Solaris ボリュームマネージャの管理

RAID 5 ボリュームの概要

RAID レベル 5 はストライプ方式に似ていますが、パリティデータがすべてのコンポーネント (ディスクまたは論理ボリューム) に分散されている点が異なります。 コンポーネントに障害が発生した場合には、障害が発生したコンポーネント上のデータを、他のコンポーネント上に分散されているデータとパリティ情報から再構築することができます。 Solaris ボリュームマネージャでは、「RAID 5 ボリューム」は RAID レベル 5 をサポートするボリュームを意味します。

RAID 5 ボリュームは、そのボリュームの 1 つのコンポーネントに相当する記憶領域を使って、RAID 5 ボリュームの他のコンポーネントに格納されているユーザーデータの冗長情報 (パリティ) を保持します。 つまり、3 つのコンポーネントがあれば、1 つのコンポーネントに相当する領域がパリティ情報に使用されます。 同じように、5 つのコンポーネントがある場合にも、1 つのコンポーネントに相当する領域がパリティ情報に使用されます。 パリティは、ボリューム内のすべてのコンポーネントに分散されます。 ミラーと同様に、RAID 5 ボリュームではデータの可用性が向上しますが、ハードウェアのコストは最小限に抑えることができます。書き込み性能に対する影響は中程度です。 ただし、RAID 5 ボリュームを ルート (/)、 /usr、および swap、あるいは既存のファイルシステムに対して使用することはできません。

既存のコンポーネントを置き換えると、Solaris ボリュームマネージャは自動的に RAID 5 ボリュームを再同期します。 また、Solaris ボリュームマネージャは、システム障害やパニックが発生した場合、再起動時に、RAID 5 ボリュームを再同期します。

例 RAID 5 ボリューム

図 141 に、RAID 5 ボリューム d40 を示します。

最初に 3 つのデータチャンクがディスク A から C に書き込まれ、次にパリティチャンクがディスクD に書き込まれます。
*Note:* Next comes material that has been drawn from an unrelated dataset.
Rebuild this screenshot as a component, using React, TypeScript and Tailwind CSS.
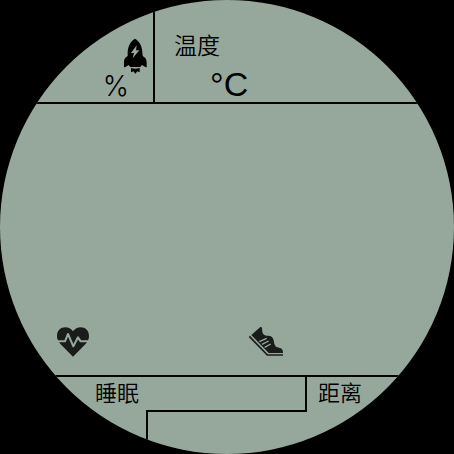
import React from "react";

const cjk = "font-['Noto_Sans_CJK_SC',sans-serif] font-[350]";

function RocketIcon() {
  return (
    <svg viewBox="0 0 72 108" className="h-9 w-6" aria-hidden="true">
      <path
        fill="#000"
        fillRule="evenodd"
        d="M36 2C23 9 15 24 14 42L14 54C6 58 3 64 3 73L3 87Q4 89 7 87L17 81L22 87L52 87L57 81L67 87Q70 89 71 87L71 73C71 64 67 58 59 54L58 42C57 24 49 9 36 2ZM41 22L24 45L33 45L29 61L49 37L39 37Z"
      />
      <path fill="#000" d="M24 90Q37 95 50 90L50 103L43 100L37 107L31 100L24 103Z" />
    </svg>
  );
}

function HeartIcon() {
  return (
    <svg viewBox="0 0 96 90" className="h-[30px] w-8" aria-hidden="true">
      <path
        fill="#1a1c1b"
        d="M48 89L11 52Q0 41 0 27C0 11 11 1 25 1Q39 1 48 13Q57 1 71 1C85 1 96 11 96 27Q96 41 85 52Z"
      />
      <path
        fill="none"
        stroke="#96a89c"
        strokeWidth="6"
        strokeLinejoin="round"
        d="M0 43H24L33 21L49 58L63 31L71 43H96"
      />
    </svg>
  );
}

function ShoeIcon() {
  return (
    <svg viewBox="0 0 108 93" className="h-[31px] w-9" aria-hidden="true">
      <path
        fill="#1a1c1b"
        d="M37 3Q41 2 42 6L43 18C45 27 52 30 60 29Q72 29 76 39L79 53C81 61 86 64 93 65Q105 67 105 80L105 81L62 81L10 27Z"
      />
      <path fill="none" stroke="#1a1c1b" strokeWidth="5" d="M4 31L58 87H105" />
      <path
        fill="none"
        stroke="#96a89c"
        strokeWidth="4"
        d="M34 47L56 37M42 55L62 45M50 64L68 54"
      />
    </svg>
  );
}

export default function App() {
  return (
    <div className="w-full bg-black text-black">
      <main className="flex aspect-square w-full flex-col overflow-hidden rounded-full bg-[#96a89c]">
        <header className="flex h-[104px] border-b-2 border-black">
          <section className="flex w-[155px] flex-col items-end border-r-2 border-black pt-[38px] pr-1.5">
            <RocketIcon />
            <span className="-mt-1 pr-[18px] font-['Inter',sans-serif] text-[28px] leading-8 font-light">
              %
            </span>
          </section>
          <section className="flex flex-1 flex-col pt-7 pl-[19px]">
            <h2 className={`${cjk} text-[23px] leading-8`}>温度</h2>
            <p className="flex pt-1 pl-9 leading-10">
              <span className="font-['Inter',sans-serif] text-[30px] font-light">°</span>
              <span className="font-['Liberation_Sans',sans-serif] text-[34px]">C</span>
            </p>
          </section>
        </header>

        <section className="flex flex-1 items-end pb-[18px] pl-[57px]">
          <div className="w-[191px]">
            <HeartIcon />
          </div>
          <ShoeIcon />
        </section>

        <footer className="h-[79px] border-t-2 border-black">
          <div className="flex h-[33px]">
            <h2 className={`${cjk} w-[307px] border-r-2 border-black pl-[95px] text-[22px] leading-7`}>
              睡眠
            </h2>
            <h2 className={`${cjk} pl-[11px] text-[22px] leading-7`}>距离</h2>
          </div>
          <div className="ml-[146px] h-11 w-[161px] border-t-2 border-l-2 border-black" />
        </footer>
      </main>
    </div>
  );
}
パリティチャンクは、最初の 3 つのチャンクの排他的論理和を取ったものです。 データチャンクとパリティチャンクをこのように書き込むことによって、データとパリティの両方が、RAID 5 ボリュームを構成するすべてのディスクに分散されます。 各ドライブは個別に読み取ることができます。 パリティ情報により、いずれか 1 つのディスクが故障しても、データの安全性が保証されます。 この例の場合、各ディスクの容量が 2G バイトであれば、d40 の合計容量は 6G バイトになります (ディスク 1 つ分の領域がパリティ用に割り当てられます) 。

図 141 RAID 5 ボリュームの例

複数のコンポーネントを結合し、パリティを採用した、RAID 5 ボリュームの例です。

例 RAID 5 ボリュームの連結 (拡張)

次の図に、4 つのディスク (コンポーネント) から構成される RAID 5 ボリューム に 5 つ目のディスクを動的に連結して拡張した例を示します。

図 142 RAID 5 ボリュームの拡張例

追加のコンポーネントを RAID 5 ボリュームに連結することによって、冗長性のある大型のボリュームが提供されています。

パリティ領域は、RAID 5 ボリュームの作成時に割り当てられます。 パリティには 1 つのコンポーネントに相当する領域が割り当てられますが、実際のパリティブロックは、入出力を分散するためにすべてのオリジナルコンポーネントに分散されます。 RAID 5 ボリュームにコンポーネントを連結すると、新しい領域はデータにのみ使用され、 新しいパリティブロックは割り当てられません。 ただし、連結されたコンポーネントのデータはパリティ計算の対象になるため、単一のデバイス障害からは保護されます。

連結した RAID 5 ボリュームは長期間の使用には適しません。 このような RAID 5 ボリュームは、これよりも大規模な RAID 5 ボリュームを再構成し、そのボリュームにデータをコピーできるようになるまでの一時的な手段として使用します。


RAID 5 ボリュームに新しいコンポーネントを追加すると、Solaris ボリュームマネージャは、そのコンポーネントのすべてのデータブロックを「ゼロ」にします。 この処理は、パリティ情報によって新しいデータを保護するために実行されます。 つまり、データが新しい領域に書き込まれると、Solaris ボリュームマネージャはそのデータをパリティ計算の対象とします。